As we can see, the Museums in the US still dominating the country with 21.256 museums, meanwhile there are 1.034 that is considered as Aquariums, and Zoos.

Which States has the most Museums ?

sm_count <- as_data_frame(table(clean_newmaz[ c("Museum_Type", "Administrative_State")]))
## Warning: `as_data_frame()` is deprecated as of tibble 2.0.0.
## Please use `as_tibble()` instead.
## The signature and semantics have changed, see `?as_tibble`.
## This warning is displayed once every 8 hours.
## Call `lifecycle::last_warnings()` to see where this warning was generated.
sm_count <- sm_count[order(x = sm_count$n, decreasing = T), ]
head(sm_count, n= 5)

We can see that New York has the most Museums with a total of 898 and it is just the Historic Preservation types.

5.3 The type of Location These Museums Are Located

locode <- as.data.frame(table(clean_newmaz$Locale_Code_NCES))
locode <- set_names(locode, c("Locale_Code", "Freq"))
locode <- locode[order(x = locode$Freq, decreasing = T), ]
locode

As we can see here, there are 33 Museums that has a missing Locale Code value, therefore we named it 0. According to US locale code NCES, the digit means as follow:

  • 1 means Large City,

  • 2 means Midsize City,

  • 3 mean Urban Fringe of a Large City, and

  • 4 Urban Fringe of a Midsize City

We can then conclude that most of these Museums are located in a place that is considered as Urban Fringe of a Midsize City.

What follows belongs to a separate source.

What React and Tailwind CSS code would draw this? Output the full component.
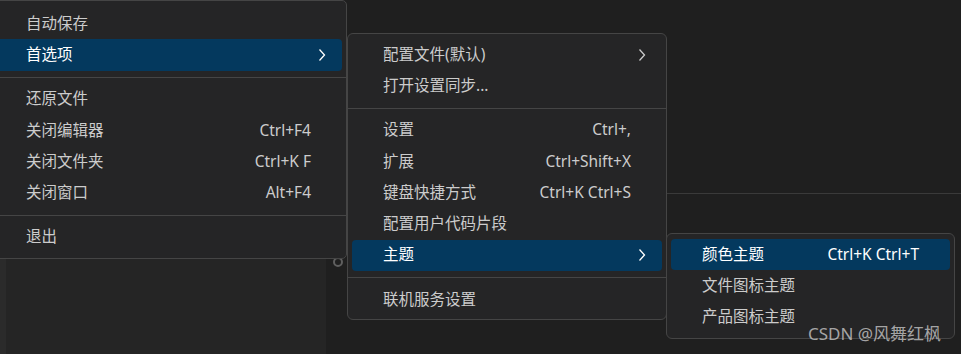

5.4 The Average, Highest, and Lowest Income They Received

summary(clean_newmaz$Income)
##        Min.     1st Qu.      Median        Mean     3rd Qu.        Max. 
##           0           0        5272   109962253      203810 83181439574

The average income received by the MAZ in the United States are around $109,962,253. But if we take a look on the Median value, the difference are way too drastic with only $5,272. This is may be caused by the highest income is $83,181,439,574 and the lowest amount is $0 !

boxplot(clean_newmaz$Income)

According to the Museum Types

mtype_income <- as.data.frame(xtabs(clean_newmaz$Revenue ~ clean_newmaz$Museum_Type))
mtype_income <- mtype_income[order(x = mtype_income$Freq, decreasing = T), ]
mtype_income

Based on the cross tabulations above, we can see that Art Museum is the type of museums that received the highest amount of Income during 2014.

Museums’ with the highest Income

top_income <-  clean_newmaz[clean_newmaz$Income == max(clean_newmaz$Income),]
count(top_income)

There are 20 museums that received the highest Income through out the year. How about which states received these highest Income? Is it going to be New York…?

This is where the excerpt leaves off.